By any historical measure, we currently live in a golden age for women’s rights. Women currently make up 47% of the United States workforce, with 40% of those holding college degrees, up from 11% in 1970. Additionally, movements dedicated to exposing and reducing sexual assault and harassment such as Time’s Up and Me Too have become prominent in recent years, bringing a largely hushed issue squarely into the public eye. Logically, one would think that in light of these seeming cultural advances, public opinion regarding women’s rights issues and feminism would be evolving as well. However, it appears, almost paradoxically, as though the stronger modern feminism’s grip on mainstream coverage, politics, and legislation gets, the more misunderstood and stigmatized the feminist ideology — equality of the sexes — and the word “feminist” itself becomes.
In my experience, the current diatribe against feminism and those who call themselves feminists is based primarily on a series of misconceptions, the most prominent of which is that the fundamental goal of the feminist movement is to orchestrate a systemic takeover of society while imposing their values and beliefs on unwilling citizens. Not only is this claim demonstrably false, but it makes a critical semantic mistake which is quite common among critiques of feminism: confusing uniformity and equality.
While at first glance, these words may appear to be similar or even synonymous, they are, in fact, quite different. Uniformity, in its simplest form, means sameness. Many of those who argue against feminism make the claim that feminism and feminists are attempting to do away with the idea that men and women are different. While there are undoubtedly some who attempt to make this argument, they are both misguided and in the minority. Basic biology tells us that men and women differ not only physically, but also cognitively.
Not only do women develop quicker emotionally, but recent studies have demonstrated that men and women differ neurobiologically as well. For example, a recent Stanford University study found that, “Women excel in several measures of verbal ability — pretty much all of them, except for verbal analogies” whereas men, “can more easily juggle items in working memory” (stanford.edu).
While this is obviously a singular example, it is demonstrative of the fact that modern science states, quite unambiguously, that differences between men and women do exist, and that these differences are not — as has been perpetuated for centuries — exclusively favorable for men. These are facts that few feminists will challenge, as, after all, the primary goal of the feminist movement is not androgyny, but equality.
Feminists argue not that differences between men and women should be ignored, but rather that the existence of such differences is no excuse for the subjugation, degradation and oppression of women for millenia. In actuality, the true goal of the feminist movement, equality, or the provision of equal rights, opportunities and respect to all members of a society, is not only worthy and long overdue, but supported by an overwhelming majority of Americans (94% according to a 2016 poll regarding the passing of an Equal Rights Amendment).

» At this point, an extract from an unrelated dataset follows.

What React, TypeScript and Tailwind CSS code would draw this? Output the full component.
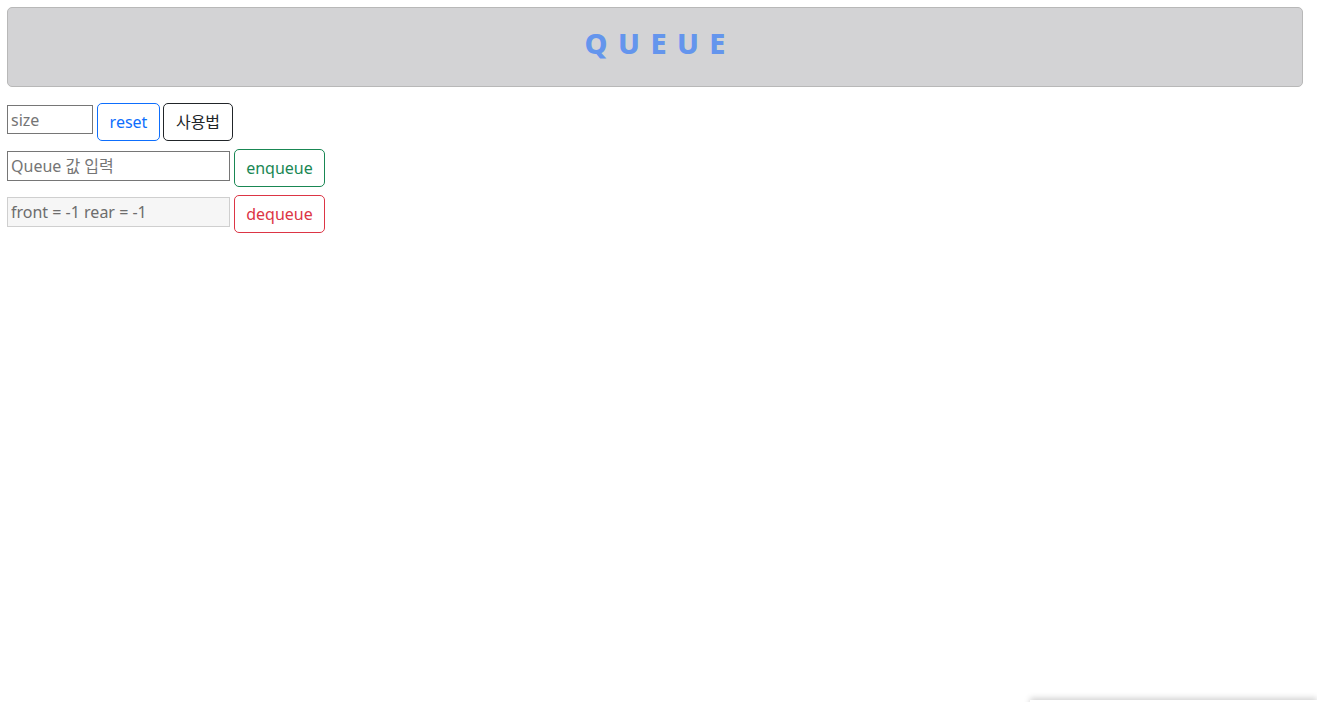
import React from "react";

export default function App() {
  const font = { fontFamily: '"Noto Sans", "Noto Sans CJK KR", sans-serif' };
  return (
    <div className="relative h-[702px] w-[1317px] overflow-hidden bg-white" style={font}>
      <div className="ml-[7px] mt-[7px] mr-[14px] flex h-[80px] items-center justify-center rounded-[5px] border border-[#b8b8b8] bg-[#d3d3d5] pb-[9px]">
        <h1 className="pl-[0.36em] text-[29px] font-extrabold tracking-[0.36em] text-[#6495ed]">QUEUE</h1>
      </div>
      <div className="ml-[7px] mt-[16px] flex flex-col gap-[8px]">
        <div className="flex items-start gap-[4px]">
          <input
            placeholder="size"
            className="mt-[2px] h-[29px] w-[86px] border border-[#767676] px-[3px] text-[16px] text-black placeholder:text-[#757575]"
          />
          <button className="h-[38px] w-[63px] rounded-[5px] border border-[#0d6efd] text-[16px] text-[#0d6efd]">reset</button>
          <button className="ml-[-1px] h-[38px] w-[70px] rounded-[5px] border border-[#212529] text-[16px] text-[#212529]">사용법</button>
        </div>
        <div className="flex items-start gap-[4px]">
          <input
            placeholder="Queue 값 입력"
            className="mt-[2px] h-[30px] w-[223px] border border-[#767676] px-[3px] text-[16px] text-black placeholder:text-[#757575]"
          />
          <button className="h-[38px] w-[91px] rounded-[5px] border border-[#198754] text-[16px] text-[#198754]">enqueue</button>
        </div>
        <div className="flex items-start gap-[4px]">
          <input
            disabled
            value="front = -1 rear = -1"
            readOnly
            className="mt-[2px] h-[30px] w-[223px] border border-[#cfcfcf] bg-[#f6f6f6] px-[3px] text-[16px] text-[#6d6d6d]"
          />
          <button className="h-[38px] w-[91px] rounded-[5px] border border-[#dc3545] text-[16px] text-[#dc3545]">dequeue</button>
        </div>
      </div>
      <div className="absolute left-[1030px] top-[700px] h-[40px] w-[287px] bg-white shadow-[0_-2px_6px_rgba(0,0,0,0.18)]" />
    </div>
  );
}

Logically, it would follow that since equality — the intrinsic tenant of feminist ideology — is so widely supported, feminism itself would enjoy the same level of popular backing. This, however, is far from the case. According to a 2016 Washington Post poll, only 43% of American women and 23% of American men identified themselves as feminists. Therefore, one must ask why this discrepancy between those who support equality and those who identify as feminists exists. And the answer is quite simple: trivialization. Phrases such as “toxic masculinity,” and “social justice warrior,” have been perverted and jovialized to the point where serious discussions revolving around them are inhibited.
For instance, the existence of toxic masculinity — certain norms of male behavior that are inherently harmful to society — can be demonstrated anecdotally. Recently, a female acquaintance was out walking alone when a man pulled up next to her in a truck and began to direct graphically sexual comments at her with his pre-teen son in the passenger seat. When she expressed her displeasure at his vitriol, he immediately became irate, as though her rebuke was somehow as egregious as his actions, threw his truck violently into reverse, and proceeded to follow her down the road, forcing her to take refuge in a restaurant for an extended period of time out of fear of violent retribution for daring to stand up to his harassment.
To my male readers, are you sick of hearing this phrase “toxic masculinity?” There’s an easy solution. Make an effort to not only treat women with respect, but also with the dignity bestowed upon an equal. If and when you become a father, be an example to your son. Make respecting women normal. If you do this, not only will we improve the lives of women today, but we will leave behind us sons who treat all women how we would hope our mothers, sisters and daughters would be treated, and a generation of men who proudly call themselves feminists.